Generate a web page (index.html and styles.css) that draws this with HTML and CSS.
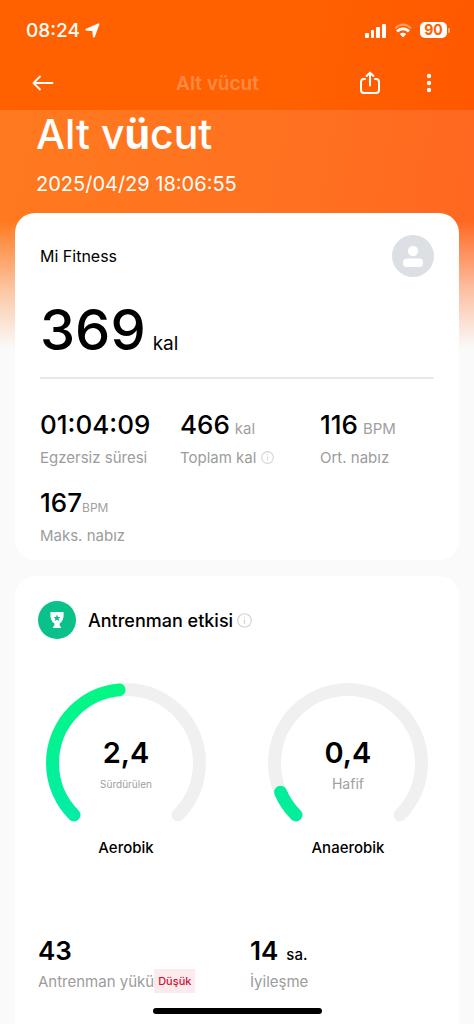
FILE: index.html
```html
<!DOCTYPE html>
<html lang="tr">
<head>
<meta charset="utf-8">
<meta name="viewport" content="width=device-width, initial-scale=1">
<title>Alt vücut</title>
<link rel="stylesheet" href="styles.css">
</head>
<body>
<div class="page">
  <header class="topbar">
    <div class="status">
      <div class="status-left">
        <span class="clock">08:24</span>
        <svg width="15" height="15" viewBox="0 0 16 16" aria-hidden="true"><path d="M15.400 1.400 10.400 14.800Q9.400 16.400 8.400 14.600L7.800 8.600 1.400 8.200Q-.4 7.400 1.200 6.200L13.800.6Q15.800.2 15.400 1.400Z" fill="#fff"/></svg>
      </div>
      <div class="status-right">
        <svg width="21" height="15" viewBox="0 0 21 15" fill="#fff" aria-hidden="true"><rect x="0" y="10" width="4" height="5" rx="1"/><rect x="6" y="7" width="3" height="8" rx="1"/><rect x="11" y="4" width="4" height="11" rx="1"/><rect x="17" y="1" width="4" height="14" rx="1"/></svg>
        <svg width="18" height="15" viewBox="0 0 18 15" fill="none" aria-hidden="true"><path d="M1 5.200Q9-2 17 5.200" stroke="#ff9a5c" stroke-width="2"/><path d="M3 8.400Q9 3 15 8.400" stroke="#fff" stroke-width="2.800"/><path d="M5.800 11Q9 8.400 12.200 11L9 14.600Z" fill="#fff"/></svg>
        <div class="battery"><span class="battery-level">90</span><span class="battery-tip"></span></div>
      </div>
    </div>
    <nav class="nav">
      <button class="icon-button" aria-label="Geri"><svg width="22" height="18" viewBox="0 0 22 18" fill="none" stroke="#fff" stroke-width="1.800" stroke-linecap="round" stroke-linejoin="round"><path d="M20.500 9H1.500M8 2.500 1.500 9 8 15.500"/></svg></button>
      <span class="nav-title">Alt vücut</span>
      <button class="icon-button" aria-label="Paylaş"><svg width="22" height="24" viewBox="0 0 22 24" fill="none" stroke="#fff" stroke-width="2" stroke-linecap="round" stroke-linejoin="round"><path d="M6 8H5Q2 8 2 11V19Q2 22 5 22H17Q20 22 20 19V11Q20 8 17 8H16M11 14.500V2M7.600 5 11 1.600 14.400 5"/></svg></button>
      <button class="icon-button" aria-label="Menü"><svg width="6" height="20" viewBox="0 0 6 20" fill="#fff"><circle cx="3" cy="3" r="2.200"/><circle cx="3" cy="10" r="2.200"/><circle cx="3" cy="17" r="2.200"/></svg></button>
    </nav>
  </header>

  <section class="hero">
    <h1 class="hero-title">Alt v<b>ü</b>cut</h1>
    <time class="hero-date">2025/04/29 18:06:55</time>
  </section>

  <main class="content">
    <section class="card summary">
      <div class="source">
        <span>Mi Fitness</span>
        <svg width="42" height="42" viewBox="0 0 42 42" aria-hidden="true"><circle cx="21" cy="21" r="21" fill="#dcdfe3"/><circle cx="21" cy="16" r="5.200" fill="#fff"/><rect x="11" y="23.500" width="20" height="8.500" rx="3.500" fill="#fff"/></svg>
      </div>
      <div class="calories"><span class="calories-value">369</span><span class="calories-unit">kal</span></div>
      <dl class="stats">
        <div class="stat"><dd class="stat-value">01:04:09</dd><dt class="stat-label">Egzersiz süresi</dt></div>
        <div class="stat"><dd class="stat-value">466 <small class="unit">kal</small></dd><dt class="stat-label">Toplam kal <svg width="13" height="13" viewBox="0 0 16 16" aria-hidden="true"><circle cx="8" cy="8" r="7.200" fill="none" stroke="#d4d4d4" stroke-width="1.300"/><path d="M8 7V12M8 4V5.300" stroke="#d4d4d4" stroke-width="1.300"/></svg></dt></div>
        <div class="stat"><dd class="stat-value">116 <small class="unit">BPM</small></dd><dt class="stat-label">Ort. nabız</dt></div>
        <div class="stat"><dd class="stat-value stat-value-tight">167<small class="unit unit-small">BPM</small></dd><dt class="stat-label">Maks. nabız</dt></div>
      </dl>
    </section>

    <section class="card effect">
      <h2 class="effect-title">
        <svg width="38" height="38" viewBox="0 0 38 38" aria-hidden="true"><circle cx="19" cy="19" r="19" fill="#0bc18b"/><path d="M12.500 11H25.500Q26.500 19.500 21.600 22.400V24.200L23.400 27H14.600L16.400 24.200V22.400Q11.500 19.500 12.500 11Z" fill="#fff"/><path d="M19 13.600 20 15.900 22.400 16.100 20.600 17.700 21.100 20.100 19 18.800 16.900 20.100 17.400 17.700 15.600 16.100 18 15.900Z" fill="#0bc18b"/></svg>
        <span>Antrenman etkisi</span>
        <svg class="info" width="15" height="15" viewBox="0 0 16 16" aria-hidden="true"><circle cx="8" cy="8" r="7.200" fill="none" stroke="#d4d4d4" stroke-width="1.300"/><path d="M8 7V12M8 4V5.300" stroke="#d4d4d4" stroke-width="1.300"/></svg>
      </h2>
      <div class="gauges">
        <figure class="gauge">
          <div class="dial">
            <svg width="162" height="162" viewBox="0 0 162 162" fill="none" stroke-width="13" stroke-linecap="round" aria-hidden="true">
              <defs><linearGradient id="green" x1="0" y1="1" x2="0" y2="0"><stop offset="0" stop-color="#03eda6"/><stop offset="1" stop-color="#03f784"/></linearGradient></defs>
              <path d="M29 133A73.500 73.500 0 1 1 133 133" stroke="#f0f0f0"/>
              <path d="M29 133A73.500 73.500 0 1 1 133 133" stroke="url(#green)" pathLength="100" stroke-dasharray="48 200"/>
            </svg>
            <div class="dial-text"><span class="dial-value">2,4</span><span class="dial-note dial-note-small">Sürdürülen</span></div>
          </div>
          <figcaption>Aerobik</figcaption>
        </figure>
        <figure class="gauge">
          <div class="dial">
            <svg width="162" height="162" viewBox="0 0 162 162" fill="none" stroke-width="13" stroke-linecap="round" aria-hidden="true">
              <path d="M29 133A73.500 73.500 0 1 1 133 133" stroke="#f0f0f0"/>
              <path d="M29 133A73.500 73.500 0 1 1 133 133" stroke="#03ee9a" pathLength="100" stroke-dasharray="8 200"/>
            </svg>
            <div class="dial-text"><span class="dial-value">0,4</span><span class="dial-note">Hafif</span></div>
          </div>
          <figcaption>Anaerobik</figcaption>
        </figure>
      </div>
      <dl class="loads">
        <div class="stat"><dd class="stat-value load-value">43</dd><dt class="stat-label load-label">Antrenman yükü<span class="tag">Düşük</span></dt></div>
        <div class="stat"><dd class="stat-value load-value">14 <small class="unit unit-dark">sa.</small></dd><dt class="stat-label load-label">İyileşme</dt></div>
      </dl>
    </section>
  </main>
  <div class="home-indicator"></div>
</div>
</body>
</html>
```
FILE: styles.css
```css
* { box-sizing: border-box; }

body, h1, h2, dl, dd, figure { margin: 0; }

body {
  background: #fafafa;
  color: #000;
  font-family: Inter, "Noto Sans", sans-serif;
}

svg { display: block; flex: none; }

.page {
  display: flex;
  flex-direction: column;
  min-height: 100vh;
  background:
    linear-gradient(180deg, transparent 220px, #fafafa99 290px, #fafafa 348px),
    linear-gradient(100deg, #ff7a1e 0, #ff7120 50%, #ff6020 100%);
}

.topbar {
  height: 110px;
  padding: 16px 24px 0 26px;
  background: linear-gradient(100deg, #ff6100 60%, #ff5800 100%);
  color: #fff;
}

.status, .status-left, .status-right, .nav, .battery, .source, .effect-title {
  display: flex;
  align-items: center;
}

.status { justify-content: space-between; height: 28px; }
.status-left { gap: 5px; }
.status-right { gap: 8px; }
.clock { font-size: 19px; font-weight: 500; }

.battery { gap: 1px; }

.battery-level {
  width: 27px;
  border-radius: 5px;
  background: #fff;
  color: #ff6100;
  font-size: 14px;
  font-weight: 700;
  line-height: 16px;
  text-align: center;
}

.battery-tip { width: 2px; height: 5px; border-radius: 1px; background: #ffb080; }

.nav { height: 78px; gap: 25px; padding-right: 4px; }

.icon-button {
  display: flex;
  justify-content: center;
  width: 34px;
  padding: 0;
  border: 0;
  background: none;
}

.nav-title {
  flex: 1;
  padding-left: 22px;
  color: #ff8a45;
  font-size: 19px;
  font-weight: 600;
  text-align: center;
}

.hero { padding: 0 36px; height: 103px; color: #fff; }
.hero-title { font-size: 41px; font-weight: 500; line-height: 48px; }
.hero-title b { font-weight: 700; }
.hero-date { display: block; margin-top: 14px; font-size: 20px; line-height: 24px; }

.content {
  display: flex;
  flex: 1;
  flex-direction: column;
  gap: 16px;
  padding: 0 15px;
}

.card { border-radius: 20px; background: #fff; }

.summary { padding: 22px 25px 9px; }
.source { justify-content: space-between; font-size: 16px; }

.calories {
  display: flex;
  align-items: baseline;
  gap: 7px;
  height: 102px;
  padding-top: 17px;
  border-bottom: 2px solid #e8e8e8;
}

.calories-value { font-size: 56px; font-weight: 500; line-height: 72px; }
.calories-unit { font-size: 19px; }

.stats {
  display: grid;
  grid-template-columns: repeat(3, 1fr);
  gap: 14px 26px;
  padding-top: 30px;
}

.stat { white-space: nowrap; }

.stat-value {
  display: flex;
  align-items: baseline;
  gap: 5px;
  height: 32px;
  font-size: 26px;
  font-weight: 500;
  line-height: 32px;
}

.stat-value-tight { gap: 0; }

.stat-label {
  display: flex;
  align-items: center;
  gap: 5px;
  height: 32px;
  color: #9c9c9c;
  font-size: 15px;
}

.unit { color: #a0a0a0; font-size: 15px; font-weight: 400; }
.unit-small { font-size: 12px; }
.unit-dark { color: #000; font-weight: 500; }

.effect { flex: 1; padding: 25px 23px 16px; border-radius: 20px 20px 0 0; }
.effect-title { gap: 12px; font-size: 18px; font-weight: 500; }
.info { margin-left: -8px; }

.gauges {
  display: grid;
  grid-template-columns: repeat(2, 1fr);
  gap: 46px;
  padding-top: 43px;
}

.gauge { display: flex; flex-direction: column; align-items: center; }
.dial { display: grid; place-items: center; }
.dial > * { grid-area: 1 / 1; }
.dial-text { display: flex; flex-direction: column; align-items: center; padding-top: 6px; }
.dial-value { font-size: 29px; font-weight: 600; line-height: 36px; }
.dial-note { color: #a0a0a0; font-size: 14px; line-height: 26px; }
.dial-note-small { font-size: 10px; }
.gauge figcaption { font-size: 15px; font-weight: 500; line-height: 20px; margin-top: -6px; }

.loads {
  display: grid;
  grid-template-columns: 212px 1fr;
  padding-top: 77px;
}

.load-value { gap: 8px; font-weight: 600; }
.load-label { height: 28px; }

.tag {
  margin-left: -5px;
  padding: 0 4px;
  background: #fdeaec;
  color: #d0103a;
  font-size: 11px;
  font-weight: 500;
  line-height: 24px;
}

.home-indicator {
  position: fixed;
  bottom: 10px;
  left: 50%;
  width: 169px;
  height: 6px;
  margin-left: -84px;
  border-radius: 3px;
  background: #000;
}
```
★ ★ ★
Challenge:
All lines in the data that contain the word "page" should be copied.

Output below:
Generate a web page (index.html and styles.css) that draws this with HTML and CSS.
<div class="page">
.page {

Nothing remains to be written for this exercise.